● GIVEN EXERCISE
Say how many lines include the word "index", using only a number.

● DATASET EXTRACT
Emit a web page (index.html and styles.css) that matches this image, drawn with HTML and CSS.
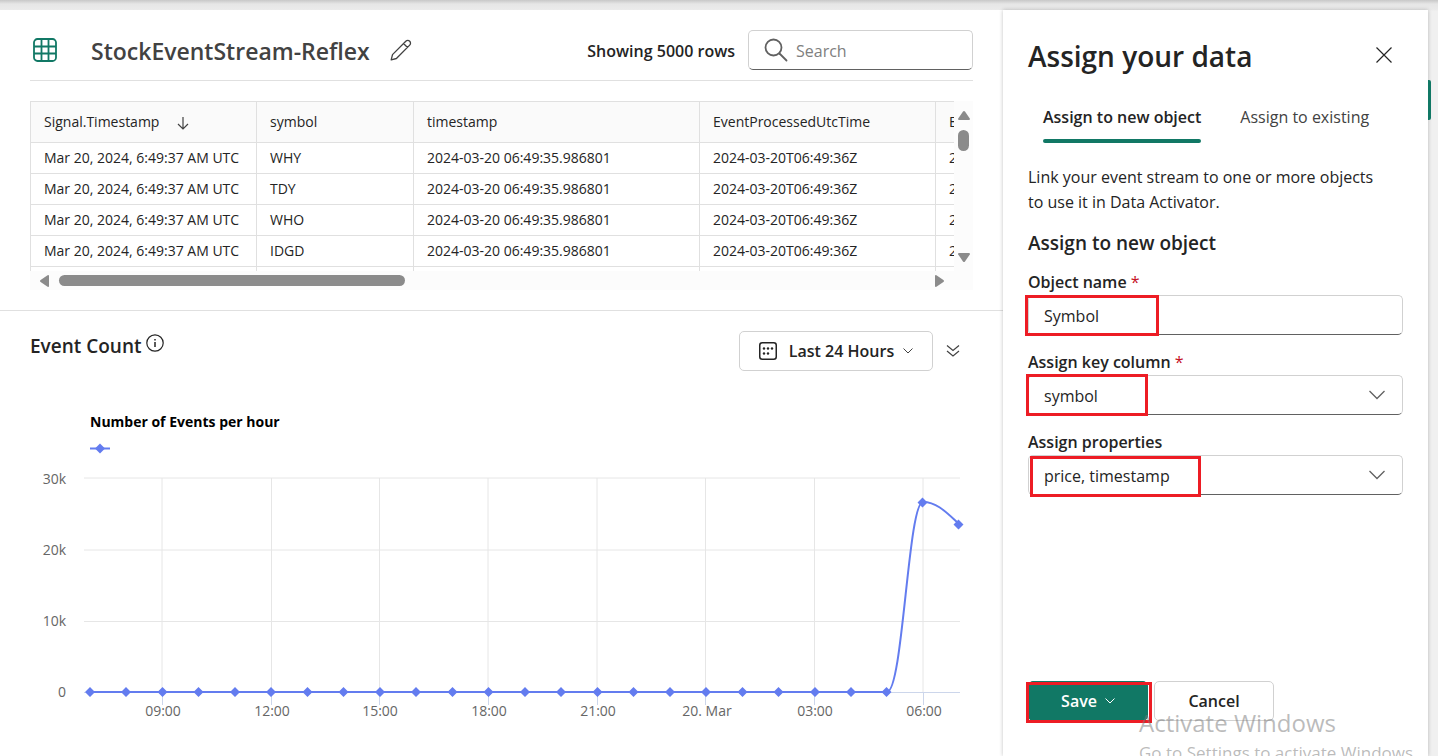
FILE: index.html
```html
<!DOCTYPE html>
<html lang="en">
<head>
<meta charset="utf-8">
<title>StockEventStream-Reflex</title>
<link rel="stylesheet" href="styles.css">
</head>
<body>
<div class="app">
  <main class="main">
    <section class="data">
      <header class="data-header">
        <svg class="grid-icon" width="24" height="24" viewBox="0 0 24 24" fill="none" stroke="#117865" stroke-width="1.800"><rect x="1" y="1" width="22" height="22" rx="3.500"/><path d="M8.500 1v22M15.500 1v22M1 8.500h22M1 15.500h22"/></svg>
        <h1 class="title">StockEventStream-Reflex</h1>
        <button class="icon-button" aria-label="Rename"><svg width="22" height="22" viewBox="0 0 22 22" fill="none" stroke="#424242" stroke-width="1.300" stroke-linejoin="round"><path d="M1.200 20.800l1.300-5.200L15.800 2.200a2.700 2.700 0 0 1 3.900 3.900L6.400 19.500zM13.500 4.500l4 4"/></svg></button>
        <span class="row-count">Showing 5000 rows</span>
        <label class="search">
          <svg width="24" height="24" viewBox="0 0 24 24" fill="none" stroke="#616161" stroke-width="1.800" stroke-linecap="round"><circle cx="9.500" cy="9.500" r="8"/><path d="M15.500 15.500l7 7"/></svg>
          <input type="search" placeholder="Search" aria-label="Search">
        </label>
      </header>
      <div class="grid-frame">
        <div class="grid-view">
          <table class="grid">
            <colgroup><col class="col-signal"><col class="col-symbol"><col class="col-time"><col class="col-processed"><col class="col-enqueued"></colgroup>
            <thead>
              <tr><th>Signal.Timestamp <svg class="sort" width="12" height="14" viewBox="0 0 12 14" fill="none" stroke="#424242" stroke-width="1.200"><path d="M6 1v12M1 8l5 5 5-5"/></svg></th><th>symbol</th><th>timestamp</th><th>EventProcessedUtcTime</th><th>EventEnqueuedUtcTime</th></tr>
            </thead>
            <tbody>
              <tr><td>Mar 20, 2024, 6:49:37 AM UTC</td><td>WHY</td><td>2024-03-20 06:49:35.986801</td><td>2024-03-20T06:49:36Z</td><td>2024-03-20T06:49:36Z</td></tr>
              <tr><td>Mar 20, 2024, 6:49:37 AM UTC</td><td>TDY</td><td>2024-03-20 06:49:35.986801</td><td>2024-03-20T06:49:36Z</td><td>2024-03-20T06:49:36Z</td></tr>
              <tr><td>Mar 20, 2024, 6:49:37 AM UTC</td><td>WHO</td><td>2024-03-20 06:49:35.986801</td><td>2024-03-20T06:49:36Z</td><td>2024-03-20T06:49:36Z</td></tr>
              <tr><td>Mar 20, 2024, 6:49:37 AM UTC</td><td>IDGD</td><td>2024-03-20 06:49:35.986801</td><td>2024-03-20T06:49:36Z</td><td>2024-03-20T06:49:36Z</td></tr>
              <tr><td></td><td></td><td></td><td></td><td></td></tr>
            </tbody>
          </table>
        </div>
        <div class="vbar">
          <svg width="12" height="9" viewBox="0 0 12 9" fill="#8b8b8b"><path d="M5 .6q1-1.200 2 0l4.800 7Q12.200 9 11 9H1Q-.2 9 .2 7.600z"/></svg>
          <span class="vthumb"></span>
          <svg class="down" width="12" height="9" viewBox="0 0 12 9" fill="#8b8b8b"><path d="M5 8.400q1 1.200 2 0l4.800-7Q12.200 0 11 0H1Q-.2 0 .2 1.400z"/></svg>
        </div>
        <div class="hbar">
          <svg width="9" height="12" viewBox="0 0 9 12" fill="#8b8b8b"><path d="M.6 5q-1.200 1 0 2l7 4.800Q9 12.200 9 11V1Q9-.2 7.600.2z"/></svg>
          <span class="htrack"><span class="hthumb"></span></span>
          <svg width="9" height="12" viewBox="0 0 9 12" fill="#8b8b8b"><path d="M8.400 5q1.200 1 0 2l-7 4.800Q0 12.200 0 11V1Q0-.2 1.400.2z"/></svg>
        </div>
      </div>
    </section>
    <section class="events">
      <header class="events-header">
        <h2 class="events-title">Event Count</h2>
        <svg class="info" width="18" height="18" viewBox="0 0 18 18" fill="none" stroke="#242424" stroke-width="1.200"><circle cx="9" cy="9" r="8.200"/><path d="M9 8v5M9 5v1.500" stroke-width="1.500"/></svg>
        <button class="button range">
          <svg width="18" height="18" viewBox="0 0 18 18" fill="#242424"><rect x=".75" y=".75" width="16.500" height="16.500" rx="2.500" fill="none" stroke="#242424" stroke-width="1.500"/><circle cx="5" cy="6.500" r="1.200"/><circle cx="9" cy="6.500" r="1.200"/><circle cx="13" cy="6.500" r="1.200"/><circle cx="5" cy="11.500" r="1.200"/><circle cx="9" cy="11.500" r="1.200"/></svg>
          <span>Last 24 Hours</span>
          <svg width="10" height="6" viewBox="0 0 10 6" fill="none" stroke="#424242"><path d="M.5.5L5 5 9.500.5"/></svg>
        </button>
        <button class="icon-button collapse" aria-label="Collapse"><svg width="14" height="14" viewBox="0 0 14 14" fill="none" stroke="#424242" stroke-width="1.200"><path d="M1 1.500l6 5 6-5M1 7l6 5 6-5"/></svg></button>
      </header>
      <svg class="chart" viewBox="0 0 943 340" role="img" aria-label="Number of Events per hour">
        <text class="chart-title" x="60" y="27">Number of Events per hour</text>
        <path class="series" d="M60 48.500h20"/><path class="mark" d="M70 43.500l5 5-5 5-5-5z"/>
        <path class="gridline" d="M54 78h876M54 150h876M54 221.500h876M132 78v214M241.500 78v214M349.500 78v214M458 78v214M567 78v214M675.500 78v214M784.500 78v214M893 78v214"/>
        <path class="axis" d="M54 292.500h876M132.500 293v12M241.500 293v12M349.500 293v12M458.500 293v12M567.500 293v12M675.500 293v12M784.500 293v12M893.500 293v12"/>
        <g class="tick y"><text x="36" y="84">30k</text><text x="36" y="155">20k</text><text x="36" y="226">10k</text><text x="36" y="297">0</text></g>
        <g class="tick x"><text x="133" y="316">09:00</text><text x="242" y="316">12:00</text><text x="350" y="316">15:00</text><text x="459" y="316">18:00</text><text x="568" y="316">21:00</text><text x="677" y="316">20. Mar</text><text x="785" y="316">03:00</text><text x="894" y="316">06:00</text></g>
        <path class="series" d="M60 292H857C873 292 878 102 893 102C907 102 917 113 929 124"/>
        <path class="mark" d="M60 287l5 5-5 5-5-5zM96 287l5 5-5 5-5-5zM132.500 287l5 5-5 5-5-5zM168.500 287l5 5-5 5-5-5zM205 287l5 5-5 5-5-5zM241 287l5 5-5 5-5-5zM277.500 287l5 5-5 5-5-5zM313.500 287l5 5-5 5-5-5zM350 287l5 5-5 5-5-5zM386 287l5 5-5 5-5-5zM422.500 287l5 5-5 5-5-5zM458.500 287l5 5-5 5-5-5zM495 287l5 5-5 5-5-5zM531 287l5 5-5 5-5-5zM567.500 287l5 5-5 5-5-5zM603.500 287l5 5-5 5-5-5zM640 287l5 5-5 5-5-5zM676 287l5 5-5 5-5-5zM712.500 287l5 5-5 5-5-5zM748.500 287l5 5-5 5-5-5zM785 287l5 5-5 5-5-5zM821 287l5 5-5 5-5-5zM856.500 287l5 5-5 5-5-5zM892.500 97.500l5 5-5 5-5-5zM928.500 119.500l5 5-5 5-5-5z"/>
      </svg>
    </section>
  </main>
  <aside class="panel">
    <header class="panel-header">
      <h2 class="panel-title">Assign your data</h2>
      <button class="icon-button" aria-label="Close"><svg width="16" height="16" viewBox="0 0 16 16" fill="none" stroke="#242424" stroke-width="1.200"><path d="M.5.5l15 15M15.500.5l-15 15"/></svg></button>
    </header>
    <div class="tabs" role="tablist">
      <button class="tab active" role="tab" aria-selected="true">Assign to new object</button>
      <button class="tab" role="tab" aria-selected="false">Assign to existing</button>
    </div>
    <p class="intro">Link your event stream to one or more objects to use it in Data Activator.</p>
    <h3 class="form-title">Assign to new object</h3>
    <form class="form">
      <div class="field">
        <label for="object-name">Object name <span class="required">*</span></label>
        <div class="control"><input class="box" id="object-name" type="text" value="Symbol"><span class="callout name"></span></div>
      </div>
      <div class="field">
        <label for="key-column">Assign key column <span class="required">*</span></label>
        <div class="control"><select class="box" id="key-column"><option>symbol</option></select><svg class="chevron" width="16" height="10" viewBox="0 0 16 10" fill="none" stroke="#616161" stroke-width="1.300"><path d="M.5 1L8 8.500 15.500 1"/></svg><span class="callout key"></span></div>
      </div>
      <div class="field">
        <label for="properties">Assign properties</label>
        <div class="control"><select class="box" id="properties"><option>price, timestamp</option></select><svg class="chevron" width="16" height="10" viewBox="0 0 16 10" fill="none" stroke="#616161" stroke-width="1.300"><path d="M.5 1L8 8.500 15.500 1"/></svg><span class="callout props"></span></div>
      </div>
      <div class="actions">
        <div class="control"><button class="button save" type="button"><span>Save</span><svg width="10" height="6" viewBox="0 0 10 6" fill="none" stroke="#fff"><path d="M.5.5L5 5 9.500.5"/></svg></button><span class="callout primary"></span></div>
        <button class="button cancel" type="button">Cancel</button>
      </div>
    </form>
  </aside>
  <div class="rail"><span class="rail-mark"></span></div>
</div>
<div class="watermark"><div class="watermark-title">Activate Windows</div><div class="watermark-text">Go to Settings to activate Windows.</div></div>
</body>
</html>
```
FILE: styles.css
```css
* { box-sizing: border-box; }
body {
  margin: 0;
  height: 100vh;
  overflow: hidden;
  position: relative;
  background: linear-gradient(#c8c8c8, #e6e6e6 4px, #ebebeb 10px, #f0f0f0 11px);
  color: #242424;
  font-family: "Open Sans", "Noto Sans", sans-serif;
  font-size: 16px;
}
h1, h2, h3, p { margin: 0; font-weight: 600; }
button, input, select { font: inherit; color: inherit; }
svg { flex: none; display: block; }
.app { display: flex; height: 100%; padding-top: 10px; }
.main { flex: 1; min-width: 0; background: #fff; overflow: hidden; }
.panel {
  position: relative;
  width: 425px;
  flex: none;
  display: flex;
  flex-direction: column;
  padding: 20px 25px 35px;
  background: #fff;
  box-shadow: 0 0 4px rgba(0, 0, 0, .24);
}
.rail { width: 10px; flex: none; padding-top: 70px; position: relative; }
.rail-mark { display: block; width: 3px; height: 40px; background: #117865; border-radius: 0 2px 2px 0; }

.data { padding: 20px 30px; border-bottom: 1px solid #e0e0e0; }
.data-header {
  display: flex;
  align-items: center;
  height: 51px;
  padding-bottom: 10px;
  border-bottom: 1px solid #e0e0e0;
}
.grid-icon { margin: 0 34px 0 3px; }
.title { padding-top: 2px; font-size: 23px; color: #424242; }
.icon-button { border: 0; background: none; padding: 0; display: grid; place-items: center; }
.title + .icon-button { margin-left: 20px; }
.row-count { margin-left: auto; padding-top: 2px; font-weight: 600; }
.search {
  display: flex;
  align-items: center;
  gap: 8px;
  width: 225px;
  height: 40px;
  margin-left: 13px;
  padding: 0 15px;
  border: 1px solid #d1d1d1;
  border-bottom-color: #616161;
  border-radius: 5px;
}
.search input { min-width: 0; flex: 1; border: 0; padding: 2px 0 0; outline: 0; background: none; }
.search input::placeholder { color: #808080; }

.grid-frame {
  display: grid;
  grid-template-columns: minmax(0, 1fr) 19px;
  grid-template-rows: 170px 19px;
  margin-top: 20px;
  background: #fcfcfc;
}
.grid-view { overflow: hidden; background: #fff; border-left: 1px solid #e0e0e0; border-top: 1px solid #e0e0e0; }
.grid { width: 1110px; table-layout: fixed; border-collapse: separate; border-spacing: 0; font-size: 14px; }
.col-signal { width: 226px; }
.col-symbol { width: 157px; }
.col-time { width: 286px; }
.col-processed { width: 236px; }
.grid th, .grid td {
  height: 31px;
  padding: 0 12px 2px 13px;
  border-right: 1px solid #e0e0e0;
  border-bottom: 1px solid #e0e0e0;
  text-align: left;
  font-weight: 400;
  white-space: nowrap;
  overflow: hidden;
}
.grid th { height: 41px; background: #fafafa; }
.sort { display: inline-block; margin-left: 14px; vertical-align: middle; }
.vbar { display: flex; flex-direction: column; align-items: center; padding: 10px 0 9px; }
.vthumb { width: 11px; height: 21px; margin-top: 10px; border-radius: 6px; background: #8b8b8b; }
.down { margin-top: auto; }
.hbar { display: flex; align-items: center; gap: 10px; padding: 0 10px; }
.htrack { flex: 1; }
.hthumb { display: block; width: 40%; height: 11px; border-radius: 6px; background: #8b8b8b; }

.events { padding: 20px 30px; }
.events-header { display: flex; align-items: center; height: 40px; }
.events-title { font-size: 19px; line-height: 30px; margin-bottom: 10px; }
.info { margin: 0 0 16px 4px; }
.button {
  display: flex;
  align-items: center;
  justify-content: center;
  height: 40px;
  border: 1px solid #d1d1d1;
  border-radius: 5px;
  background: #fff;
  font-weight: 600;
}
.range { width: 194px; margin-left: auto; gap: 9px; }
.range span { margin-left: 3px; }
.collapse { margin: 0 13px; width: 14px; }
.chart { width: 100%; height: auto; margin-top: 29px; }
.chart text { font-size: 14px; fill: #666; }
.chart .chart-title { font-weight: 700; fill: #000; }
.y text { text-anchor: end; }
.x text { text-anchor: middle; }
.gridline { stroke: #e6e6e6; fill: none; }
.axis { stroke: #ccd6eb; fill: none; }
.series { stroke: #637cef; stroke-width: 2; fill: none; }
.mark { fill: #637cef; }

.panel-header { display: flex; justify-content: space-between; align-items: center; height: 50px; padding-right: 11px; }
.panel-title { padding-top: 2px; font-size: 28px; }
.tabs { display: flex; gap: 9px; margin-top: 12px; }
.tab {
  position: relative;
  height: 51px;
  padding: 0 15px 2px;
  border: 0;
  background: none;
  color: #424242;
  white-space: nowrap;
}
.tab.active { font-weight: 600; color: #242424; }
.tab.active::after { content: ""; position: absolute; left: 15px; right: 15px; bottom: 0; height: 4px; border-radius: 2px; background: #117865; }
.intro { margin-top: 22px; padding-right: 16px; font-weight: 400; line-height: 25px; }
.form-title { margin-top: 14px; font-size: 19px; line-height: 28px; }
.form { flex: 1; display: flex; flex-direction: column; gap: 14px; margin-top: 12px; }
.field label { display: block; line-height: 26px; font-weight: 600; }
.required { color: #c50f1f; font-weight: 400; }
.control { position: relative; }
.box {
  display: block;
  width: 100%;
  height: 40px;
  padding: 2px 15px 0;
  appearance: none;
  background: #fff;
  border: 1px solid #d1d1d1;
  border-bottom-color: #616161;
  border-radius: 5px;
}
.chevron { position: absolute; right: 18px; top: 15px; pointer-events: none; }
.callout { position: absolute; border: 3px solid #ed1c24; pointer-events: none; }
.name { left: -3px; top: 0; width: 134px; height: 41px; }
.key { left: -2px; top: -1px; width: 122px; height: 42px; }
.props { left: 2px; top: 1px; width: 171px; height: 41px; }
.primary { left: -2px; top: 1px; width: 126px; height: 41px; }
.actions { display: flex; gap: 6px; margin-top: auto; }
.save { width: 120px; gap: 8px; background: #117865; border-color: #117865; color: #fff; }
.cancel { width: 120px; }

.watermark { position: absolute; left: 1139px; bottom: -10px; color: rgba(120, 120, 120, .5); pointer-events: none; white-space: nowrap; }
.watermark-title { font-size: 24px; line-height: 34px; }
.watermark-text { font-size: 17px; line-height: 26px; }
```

● EXERCISE RESULT
2